▸ **Data lines**:
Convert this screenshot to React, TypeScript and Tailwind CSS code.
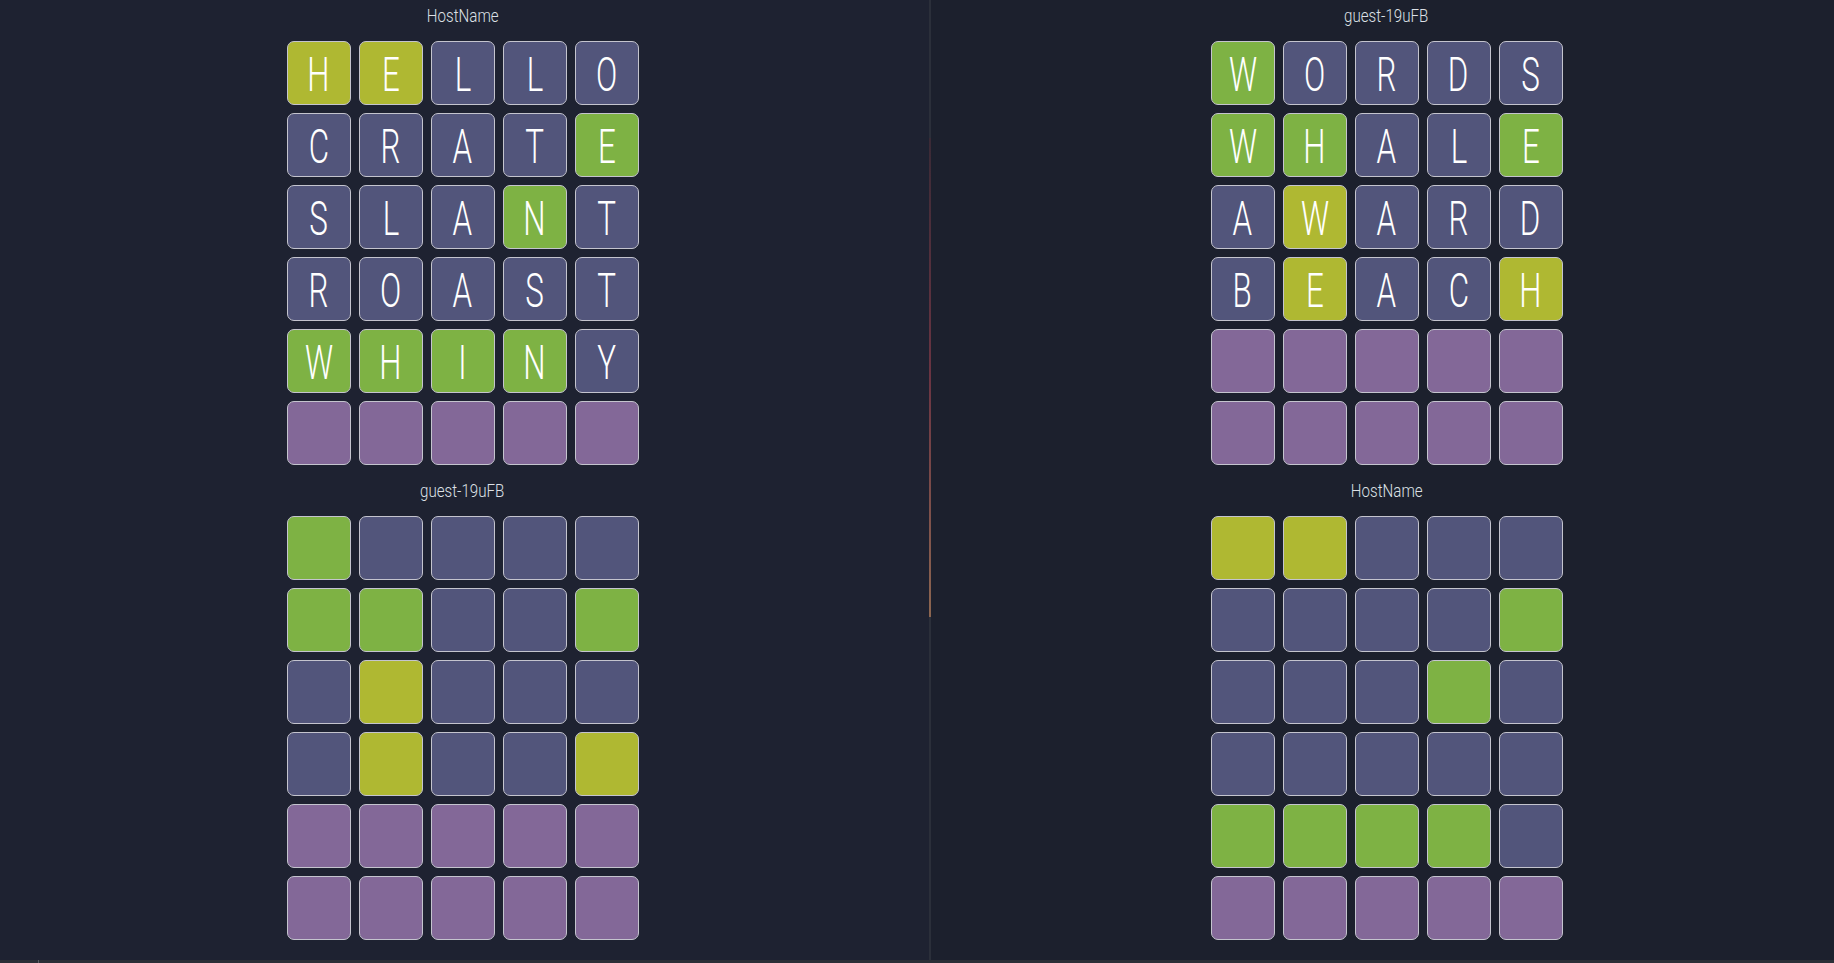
import React from "react";

type C = "Y" | "G" | "B" | "P";

const tileBg: Record<C, string> = {
  Y: "bg-[#afb832]",
  G: "bg-[#7eb244]",
  B: "bg-[#52557b]",
  P: "bg-[#836898]",
};

type Board = { name: string; words: string[]; colors: string[] };

const boardL1: Board = {
  name: "HostName",
  words: ["HELLO", "CRATE", "SLANT", "ROAST", "WHINY", "     "],
  colors: ["YYBBB", "BBBBG", "BBBGB", "BBBBB", "GGGGB", "PPPPP"],
};
const boardL2: Board = {
  name: "guest-19uFB",
  words: ["     ", "     ", "     ", "     ", "     ", "     "],
  colors: ["GBBBB", "GGBBG", "BYBBB", "BYBBY", "PPPPP", "PPPPP"],
};
const boardR1: Board = {
  name: "guest-19uFB",
  words: ["WORDS", "WHALE", "AWARD", "BEACH", "     ", "     "],
  colors: ["GBBBB", "GGBBG", "BYBBB", "BYBBY", "PPPPP", "PPPPP"],
};
const boardR2: Board = {
  name: "HostName",
  words: ["     ", "     ", "     ", "     ", "     ", "     "],
  colors: ["YYBBB", "BBBBG", "BBBGB", "BBBBB", "GGGGB", "PPPPP"],
};

function BoardView({ b }: { b: Board }) {
  return (
    <div className="flex flex-col items-center">
      <div
        className="h-[20px] leading-[20px] text-[18px] font-light text-[#dde0e6]"
        style={{ fontFamily: "Roboto, 'Noto Sans', sans-serif" }}
      >
        <span className="inline-block scale-x-[0.84]">{b.name}</span>
      </div>
      <div className="mt-[15px] grid grid-cols-5 gap-[8px]">
        {b.colors.map((row, r) =>
          row.split("").map((c, i) => (
            <div
              key={`${r}-${i}`}
              className={`w-[64px] h-[64px] rounded-[7px] border border-[#c4c4ce] flex items-center justify-center ${tileBg[c as C]}`}
            >
              <span
                className="inline-block scale-x-[0.64] text-[49px] leading-none font-light text-white pt-[2px]"
                style={{ fontFamily: "Roboto, 'Noto Sans', sans-serif" }}
              >
                {b.words[r][i] === " " ? "" : b.words[r][i]}
              </span>
            </div>
          ))
        )}
      </div>
    </div>
  );
}

export default function App() {
  return (
    <div className="w-[1834px] h-[963px] flex flex-col bg-[#1e2231] overflow-hidden">
      <div className="flex h-[960px]">
        <div className="w-[925px] flex flex-col items-center pt-[6px] gap-[16px]">
          <BoardView b={boardL1} />
          <BoardView b={boardL2} />
        </div>
        <div className="w-[2px] ml-[4px] flex flex-col bg-[#2b2f3a]">
          <div className="h-[138px]" />
          <div className="h-[479px] bg-gradient-to-b from-[#3a2a36] via-[#6a3442] to-[#8c6650]" />
        </div>
        <div className="flex-1 flex flex-col items-center pt-[6px] pl-[8px] gap-[16px] bg-[#1c202d]">
          <BoardView b={boardR1} />
          <BoardView b={boardR2} />
        </div>
      </div>
      <div className="h-[3px] bg-[#2b2f37] flex">
        <div className="w-[38px]" />
        <div className="w-[1px] bg-[#5a5e66]" />
      </div>
    </div>
  );
}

▸ **Task objective**:
Look through the data above. Copy every line with the string "React" in it.

▸ **The solution**:
Convert this screenshot to React, TypeScript and Tailwind CSS code.
import React from "react";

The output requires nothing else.